In a real estate sales transaction, the buyer can negotiate certain concessions. A seller may agree to pay a portion or all of the buyer's closing costs, up to a certain amount. Seller-paid closing costs may benefit both parties. A seller can fetch a higher price for his property and the buyer does not have to come in with as much out-of-pocket money to close. Buyers get the added benefit of deducting seller-paid closing costs at tax time.
At closing, the buyer and seller pay their portion of closing -- or settlement -- costs, according to their sales agreement. Common closing costs include escrow and title services, as well as mortgage acquisition fees for the buyer. When the seller agrees to pay the closing costs, he agrees to issue a credit at closing, which the escrow agent will apply toward the buyer's portion of fees. A seller credit reduces the seller's net proceeds, but can be a good financial decision if it allows him to sell the home at a desired price and brings an able and willing buyer.

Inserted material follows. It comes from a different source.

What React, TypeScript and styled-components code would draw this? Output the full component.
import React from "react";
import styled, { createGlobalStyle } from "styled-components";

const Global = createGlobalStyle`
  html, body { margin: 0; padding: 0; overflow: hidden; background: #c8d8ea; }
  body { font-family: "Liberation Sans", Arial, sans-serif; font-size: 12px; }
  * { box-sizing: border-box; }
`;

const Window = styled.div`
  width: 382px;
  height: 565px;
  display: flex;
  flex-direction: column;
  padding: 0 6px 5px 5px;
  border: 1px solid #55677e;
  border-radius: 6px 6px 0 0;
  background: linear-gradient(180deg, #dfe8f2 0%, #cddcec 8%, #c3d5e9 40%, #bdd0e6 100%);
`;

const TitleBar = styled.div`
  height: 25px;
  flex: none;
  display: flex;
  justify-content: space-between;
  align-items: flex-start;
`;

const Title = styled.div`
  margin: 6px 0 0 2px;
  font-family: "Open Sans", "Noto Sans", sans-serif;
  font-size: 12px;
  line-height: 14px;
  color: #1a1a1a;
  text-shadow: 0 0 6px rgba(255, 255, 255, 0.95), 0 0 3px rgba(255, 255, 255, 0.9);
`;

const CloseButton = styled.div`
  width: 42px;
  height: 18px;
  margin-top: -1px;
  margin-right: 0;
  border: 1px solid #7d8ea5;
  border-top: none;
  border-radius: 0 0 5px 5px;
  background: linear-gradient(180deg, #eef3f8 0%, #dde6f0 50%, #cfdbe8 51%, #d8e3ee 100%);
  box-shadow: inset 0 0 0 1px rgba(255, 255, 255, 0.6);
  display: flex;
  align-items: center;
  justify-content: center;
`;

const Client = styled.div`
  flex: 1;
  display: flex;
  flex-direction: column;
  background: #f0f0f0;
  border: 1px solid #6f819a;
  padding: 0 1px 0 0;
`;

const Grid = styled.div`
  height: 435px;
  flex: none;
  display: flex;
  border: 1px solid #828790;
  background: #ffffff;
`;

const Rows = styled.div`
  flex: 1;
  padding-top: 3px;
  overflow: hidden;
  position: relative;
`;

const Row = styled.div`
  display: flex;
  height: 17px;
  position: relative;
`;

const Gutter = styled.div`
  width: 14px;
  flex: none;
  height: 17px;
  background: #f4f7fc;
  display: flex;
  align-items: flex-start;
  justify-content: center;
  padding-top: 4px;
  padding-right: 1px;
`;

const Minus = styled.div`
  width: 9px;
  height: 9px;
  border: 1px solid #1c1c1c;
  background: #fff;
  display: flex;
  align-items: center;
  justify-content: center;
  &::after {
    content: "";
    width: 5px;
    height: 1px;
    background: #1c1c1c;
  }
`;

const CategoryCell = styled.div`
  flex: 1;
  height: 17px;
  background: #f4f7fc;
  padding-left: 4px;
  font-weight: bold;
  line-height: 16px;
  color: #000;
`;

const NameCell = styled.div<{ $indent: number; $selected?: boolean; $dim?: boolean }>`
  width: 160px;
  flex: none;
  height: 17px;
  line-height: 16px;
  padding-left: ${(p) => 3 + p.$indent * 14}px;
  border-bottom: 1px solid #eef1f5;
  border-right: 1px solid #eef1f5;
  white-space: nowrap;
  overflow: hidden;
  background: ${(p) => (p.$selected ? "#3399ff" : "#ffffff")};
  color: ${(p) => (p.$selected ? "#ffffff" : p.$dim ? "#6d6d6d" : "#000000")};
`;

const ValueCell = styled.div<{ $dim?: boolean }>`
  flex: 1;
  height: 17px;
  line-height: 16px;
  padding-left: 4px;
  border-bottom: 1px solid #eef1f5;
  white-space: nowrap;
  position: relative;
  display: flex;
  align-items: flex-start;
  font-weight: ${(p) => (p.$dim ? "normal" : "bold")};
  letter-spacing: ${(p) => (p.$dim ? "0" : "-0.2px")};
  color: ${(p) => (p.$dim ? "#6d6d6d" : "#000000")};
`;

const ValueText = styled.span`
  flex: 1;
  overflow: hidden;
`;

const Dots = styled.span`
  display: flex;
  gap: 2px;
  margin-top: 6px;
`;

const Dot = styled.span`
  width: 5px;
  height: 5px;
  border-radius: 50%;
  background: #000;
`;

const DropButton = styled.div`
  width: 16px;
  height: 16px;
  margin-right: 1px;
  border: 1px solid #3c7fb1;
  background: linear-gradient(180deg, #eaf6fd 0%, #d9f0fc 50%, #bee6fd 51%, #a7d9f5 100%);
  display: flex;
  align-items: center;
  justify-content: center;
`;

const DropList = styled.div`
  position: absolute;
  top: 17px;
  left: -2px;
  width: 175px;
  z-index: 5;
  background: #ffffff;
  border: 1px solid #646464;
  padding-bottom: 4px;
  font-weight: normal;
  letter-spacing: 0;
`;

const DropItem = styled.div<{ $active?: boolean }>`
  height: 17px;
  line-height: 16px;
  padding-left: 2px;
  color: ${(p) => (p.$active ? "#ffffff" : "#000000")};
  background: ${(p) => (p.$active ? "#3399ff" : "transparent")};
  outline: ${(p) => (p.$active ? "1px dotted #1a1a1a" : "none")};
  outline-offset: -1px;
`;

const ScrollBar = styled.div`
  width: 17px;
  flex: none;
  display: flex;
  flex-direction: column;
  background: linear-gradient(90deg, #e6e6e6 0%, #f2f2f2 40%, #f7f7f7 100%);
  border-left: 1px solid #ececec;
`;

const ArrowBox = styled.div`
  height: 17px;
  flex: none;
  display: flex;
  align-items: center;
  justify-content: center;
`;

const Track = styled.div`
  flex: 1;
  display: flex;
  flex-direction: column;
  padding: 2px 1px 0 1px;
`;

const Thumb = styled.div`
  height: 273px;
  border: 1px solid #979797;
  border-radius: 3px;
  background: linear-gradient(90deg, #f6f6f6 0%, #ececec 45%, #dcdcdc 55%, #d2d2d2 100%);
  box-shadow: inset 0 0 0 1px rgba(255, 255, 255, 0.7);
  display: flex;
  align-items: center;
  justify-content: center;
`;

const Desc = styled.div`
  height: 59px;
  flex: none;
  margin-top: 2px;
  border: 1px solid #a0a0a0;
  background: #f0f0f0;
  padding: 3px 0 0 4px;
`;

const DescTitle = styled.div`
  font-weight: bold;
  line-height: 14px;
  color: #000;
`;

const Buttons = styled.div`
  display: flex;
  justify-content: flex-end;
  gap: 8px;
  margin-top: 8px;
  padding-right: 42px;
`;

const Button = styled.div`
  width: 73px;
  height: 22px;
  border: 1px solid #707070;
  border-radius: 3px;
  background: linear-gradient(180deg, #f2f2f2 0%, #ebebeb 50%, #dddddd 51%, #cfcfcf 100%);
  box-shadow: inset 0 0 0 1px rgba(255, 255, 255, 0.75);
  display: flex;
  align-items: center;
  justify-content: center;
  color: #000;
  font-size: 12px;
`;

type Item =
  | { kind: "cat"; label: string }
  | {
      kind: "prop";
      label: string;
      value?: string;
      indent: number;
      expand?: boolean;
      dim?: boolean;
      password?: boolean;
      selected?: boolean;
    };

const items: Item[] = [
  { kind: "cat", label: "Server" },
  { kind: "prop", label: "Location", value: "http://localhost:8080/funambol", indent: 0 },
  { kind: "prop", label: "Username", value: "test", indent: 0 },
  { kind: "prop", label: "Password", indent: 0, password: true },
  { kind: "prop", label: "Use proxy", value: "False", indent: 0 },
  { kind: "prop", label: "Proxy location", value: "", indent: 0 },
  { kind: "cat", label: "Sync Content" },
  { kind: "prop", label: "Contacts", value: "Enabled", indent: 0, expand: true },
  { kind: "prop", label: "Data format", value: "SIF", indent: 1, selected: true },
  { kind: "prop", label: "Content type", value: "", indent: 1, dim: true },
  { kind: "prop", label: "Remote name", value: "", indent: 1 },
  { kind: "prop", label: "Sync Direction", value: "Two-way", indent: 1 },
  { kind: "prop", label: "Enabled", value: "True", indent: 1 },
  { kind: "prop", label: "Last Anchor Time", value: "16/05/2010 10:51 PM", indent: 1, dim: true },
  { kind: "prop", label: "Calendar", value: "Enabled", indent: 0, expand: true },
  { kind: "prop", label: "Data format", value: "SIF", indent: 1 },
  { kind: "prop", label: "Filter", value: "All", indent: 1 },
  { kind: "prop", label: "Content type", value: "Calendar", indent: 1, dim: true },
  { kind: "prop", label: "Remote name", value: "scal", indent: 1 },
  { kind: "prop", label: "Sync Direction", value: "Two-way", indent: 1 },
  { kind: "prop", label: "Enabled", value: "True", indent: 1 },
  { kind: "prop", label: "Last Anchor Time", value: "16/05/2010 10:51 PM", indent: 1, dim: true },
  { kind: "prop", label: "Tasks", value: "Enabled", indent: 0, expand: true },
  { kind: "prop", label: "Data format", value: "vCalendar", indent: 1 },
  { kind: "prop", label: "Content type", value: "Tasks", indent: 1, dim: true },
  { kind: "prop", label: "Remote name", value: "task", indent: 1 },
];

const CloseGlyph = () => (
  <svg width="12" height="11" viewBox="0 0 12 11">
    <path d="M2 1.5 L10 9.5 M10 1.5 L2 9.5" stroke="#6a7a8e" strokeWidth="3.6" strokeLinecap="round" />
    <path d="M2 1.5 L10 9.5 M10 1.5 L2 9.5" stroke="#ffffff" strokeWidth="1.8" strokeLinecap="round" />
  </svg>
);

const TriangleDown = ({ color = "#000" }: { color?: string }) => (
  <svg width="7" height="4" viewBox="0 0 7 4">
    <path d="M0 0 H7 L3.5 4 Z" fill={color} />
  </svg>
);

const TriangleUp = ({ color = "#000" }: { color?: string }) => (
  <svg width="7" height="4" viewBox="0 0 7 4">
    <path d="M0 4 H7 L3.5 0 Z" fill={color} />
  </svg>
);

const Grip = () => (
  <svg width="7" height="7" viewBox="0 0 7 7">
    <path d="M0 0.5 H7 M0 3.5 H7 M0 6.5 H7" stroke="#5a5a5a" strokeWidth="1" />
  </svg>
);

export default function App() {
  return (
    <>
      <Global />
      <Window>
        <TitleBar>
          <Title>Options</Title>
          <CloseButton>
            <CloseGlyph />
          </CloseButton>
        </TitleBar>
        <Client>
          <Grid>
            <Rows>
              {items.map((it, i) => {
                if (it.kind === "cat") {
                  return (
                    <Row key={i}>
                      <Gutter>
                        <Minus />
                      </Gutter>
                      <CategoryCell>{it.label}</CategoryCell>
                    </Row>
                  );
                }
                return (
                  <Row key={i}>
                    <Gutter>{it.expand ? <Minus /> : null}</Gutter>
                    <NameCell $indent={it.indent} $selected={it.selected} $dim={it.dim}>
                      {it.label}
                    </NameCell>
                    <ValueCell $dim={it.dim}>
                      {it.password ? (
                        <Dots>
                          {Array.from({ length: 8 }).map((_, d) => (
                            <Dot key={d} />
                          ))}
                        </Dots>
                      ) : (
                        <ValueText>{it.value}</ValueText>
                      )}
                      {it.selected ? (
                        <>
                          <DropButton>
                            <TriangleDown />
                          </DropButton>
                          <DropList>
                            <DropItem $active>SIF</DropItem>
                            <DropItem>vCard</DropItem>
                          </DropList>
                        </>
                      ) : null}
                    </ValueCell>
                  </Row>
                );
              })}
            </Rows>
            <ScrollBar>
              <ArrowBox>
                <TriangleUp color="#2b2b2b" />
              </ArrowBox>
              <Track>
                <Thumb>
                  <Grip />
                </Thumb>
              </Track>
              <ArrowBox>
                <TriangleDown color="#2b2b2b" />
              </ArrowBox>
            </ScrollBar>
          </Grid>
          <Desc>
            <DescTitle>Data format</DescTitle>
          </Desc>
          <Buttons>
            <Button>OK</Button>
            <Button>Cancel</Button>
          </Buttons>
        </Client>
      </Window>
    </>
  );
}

The Department of Housing and Urban Development requires that buyers who use a home loan to purchase receive a settlement statement of the final costs known as a HUD-1. The form lists all fees and credits applied to each party, by category. The seller credit to the buyer is found within Section 200 of the HUD-1. The credit amount, which is typically negotiated before the close of escrow, may exceed the actual amount needed to pay those items that are tax deductible, such as mortgage interest, points and real estate taxes. In this case, the buyer may only deduct the amount paid for deductible items.
Mortgage interest is paid through the end of the month in which the transaction closes. The buyer prepays interest from the first day he acquires the loan. For example, a closing date of March 7 requires 24 days of pre-paid interest. Points represent the amount due in lender fees, expressed as a percentage of the loan amount. For example, a $100,000 loan that cost $2,000 cost two points. The buyer is responsible for his portion of property taxes -- which the seller can pay on the buyer's behalf.-- beginning on the settlement date.

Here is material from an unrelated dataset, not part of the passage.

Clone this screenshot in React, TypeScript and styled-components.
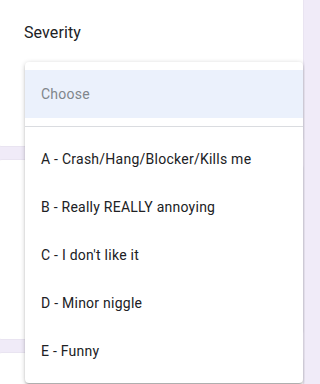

To deduct seller-paid closing costs, the buyer must use the itemization method. It is the optimal way to deduct if the amount of closing costs paid on the buyer's behalf exceed the standard deduction. For example, in 2012, the standard deduction for a single individual is $5,950 and $11,900 for married couples filing jointly. Itemizing closing costs makes sense if the sum of mortgage interest, property taxes and points paid in 2012 exceeds these standard deductions.